Given problem ->
Transcribe the material exactly. Images do not belong in the copy.

Data ->

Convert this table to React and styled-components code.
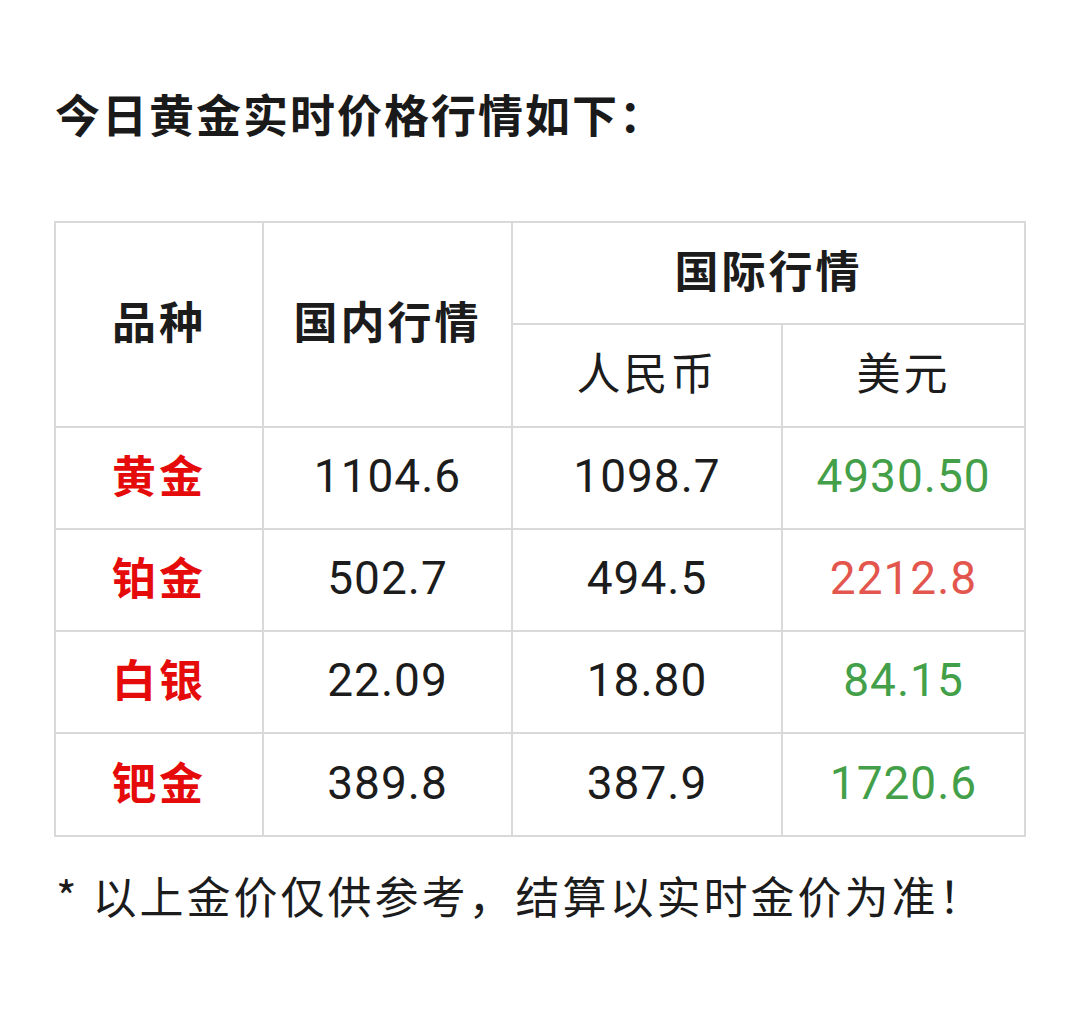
import React from "react";
import styled, { createGlobalStyle } from "styled-components";

const GlobalStyle = createGlobalStyle`
  html, body {
    margin: 0;
    padding: 0;
    background: #ffffff;
  }
  body {
    font-family: "Noto Sans CJK SC", "Noto Sans", sans-serif;
    color: #1c1c1c;
  }
`;

const Page = styled.div`
  width: 1080px;
  min-height: 1011px;
  box-sizing: border-box;
  padding: 84px 0 0 54px;
`;

const Title = styled.h1`
  margin: 0 0 77px 1px;
  font-size: 45px;
  line-height: 60px;
  font-weight: 700;
  letter-spacing: 2px;
  color: #1a1a1a;
`;

const Grid = styled.div`
  display: grid;
  width: 972px;
  box-sizing: border-box;
  grid-template-columns: 206px 247px 268px 241px;
  grid-auto-rows: 100.3px;
  gap: 2px;
  padding: 2px;
  background: #d9d9d9;
`;

const Cell = styled.div`
  display: flex;
  align-items: center;
  justify-content: center;
  box-sizing: border-box;
  padding-bottom: ${(p) => (p.num ? "4px" : "8px")};
  background: #ffffff;
  font-size: ${(p) => (p.num ? "46px" : "44px")};
  font-weight: ${(p) => (p.bold ? 700 : 400)};
  letter-spacing: ${(p) => (p.num ? "1px" : "3px")};
  font-family: ${(p) =>
    p.num
      ? `Roboto, "Noto Sans CJK SC", sans-serif`
      : `"Noto Sans CJK SC", "Noto Sans", sans-serif`};
  color: ${(p) => p.tone || "#1c1c1c"};
  grid-column: ${(p) => p.col || "auto"};
  grid-row: ${(p) => p.row || "auto"};
  white-space: nowrap;
`;

const Note = styled.p`
  margin: 28px 0 0 2px;
  font-size: 44px;
  line-height: 60px;
  letter-spacing: 3px;
  color: #1c1c1c;
`;

const RED = "#e60b0b";
const GREEN = "#43a049";
const SOFT_RED = "#e3564d";

const rows = [
  { name: "黄金", cn: "1104.6", rmb: "1098.7", usd: "4930.50", tone: GREEN },
  { name: "铂金", cn: "502.7", rmb: "494.5", usd: "2212.8", tone: SOFT_RED },
  { name: "白银", cn: "22.09", rmb: "18.80", usd: "84.15", tone: GREEN },
  { name: "钯金", cn: "389.8", rmb: "387.9", usd: "1720.6", tone: GREEN },
];

export default function App() {
  return (
    <Page>
      <GlobalStyle />
      <Title>今日黄金实时价格行情如下：</Title>
      <Grid>
        <Cell bold col="1" row="1 / span 2">品种</Cell>
        <Cell bold col="2" row="1 / span 2">国内行情</Cell>
        <Cell bold col="3 / span 2" row="1">国际行情</Cell>
        <Cell col="3" row="2">人民币</Cell>
        <Cell col="4" row="2">美元</Cell>
        {rows.map((r) => (
          <React.Fragment key={r.name}>
            <Cell bold tone={RED}>{r.name}</Cell>
            <Cell num>{r.cn}</Cell>
            <Cell num>{r.rmb}</Cell>
            <Cell num tone={r.tone}>{r.usd}</Cell>
          </React.Fragment>
        ))}
      </Grid>
      <Note>* 以上金价仅供参考，结算以实时金价为准！</Note>
    </Page>
  );
}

The solution ->
Convert this table to React and styled-components code.
import React from "react";
import styled, { createGlobalStyle } from "styled-components";

const GlobalStyle = createGlobalStyle`
  html, body {
    margin: 0;
    padding: 0;
    background: #ffffff;
  }
  body {
    font-family: "Noto Sans CJK SC", "Noto Sans", sans-serif;
    color: #1c1c1c;
  }
`;

const Page = styled.div`
  width: 1080px;
  min-height: 1011px;
  box-sizing: border-box;
  padding: 84px 0 0 54px;
`;

const Title = styled.h1`
  margin: 0 0 77px 1px;
  font-size: 45px;
  line-height: 60px;
  font-weight: 700;
  letter-spacing: 2px;
  color: #1a1a1a;
`;

const Grid = styled.div`
  display: grid;
  width: 972px;
  box-sizing: border-box;
  grid-template-columns: 206px 247px 268px 241px;
  grid-auto-rows: 100.3px;
  gap: 2px;
  padding: 2px;
  background: #d9d9d9;
`;

const Cell = styled.div`
  display: flex;
  align-items: center;
  justify-content: center;
  box-sizing: border-box;
  padding-bottom: ${(p) => (p.num ? "4px" : "8px")};
  background: #ffffff;
  font-size: ${(p) => (p.num ? "46px" : "44px")};
  font-weight: ${(p) => (p.bold ? 700 : 400)};
  letter-spacing: ${(p) => (p.num ? "1px" : "3px")};
  font-family: ${(p) =>
    p.num
      ? `Roboto, "Noto Sans CJK SC", sans-serif`
      : `"Noto Sans CJK SC", "Noto Sans", sans-serif`};
  color: ${(p) => p.tone || "#1c1c1c"};
  grid-column: ${(p) => p.col || "auto"};
  grid-row: ${(p) => p.row || "auto"};
  white-space: nowrap;
`;

const Note = styled.p`
  margin: 28px 0 0 2px;
  font-size: 44px;
  line-height: 60px;
  letter-spacing: 3px;
  color: #1c1c1c;
`;

const RED = "#e60b0b";
const GREEN = "#43a049";
const SOFT_RED = "#e3564d";

const rows = [
  { name: "黄金", cn: "1104.6", rmb: "1098.7", usd: "4930.50", tone: GREEN },
  { name: "铂金", cn: "502.7", rmb: "494.5", usd: "2212.8", tone: SOFT_RED },
  { name: "白银", cn: "22.09", rmb: "18.80", usd: "84.15", tone: GREEN },
  { name: "钯金", cn: "389.8", rmb: "387.9", usd: "1720.6", tone: GREEN },
];

export default function App() {
  return (
    <Page>
      <GlobalStyle />
      <Title>今日黄金实时价格行情如下：</Title>
      <Grid>
        <Cell bold col="1" row="1 / span 2">品种</Cell>
        <Cell bold col="2" row="1 / span 2">国内行情</Cell>
        <Cell bold col="3 / span 2" row="1">国际行情</Cell>
        <Cell col="3" row="2">人民币</Cell>
        <Cell col="4" row="2">美元</Cell>
        {rows.map((r) => (
          <React.Fragment key={r.name}>
            <Cell bold tone={RED}>{r.name}</Cell>
            <Cell num>{r.cn}</Cell>
            <Cell num>{r.rmb}</Cell>
            <Cell num tone={r.tone}>{r.usd}</Cell>
          </React.Fragment>
        ))}
      </Grid>
      <Note>* 以上金价仅供参考，结算以实时金价为准！</Note>
    </Page>
  );
}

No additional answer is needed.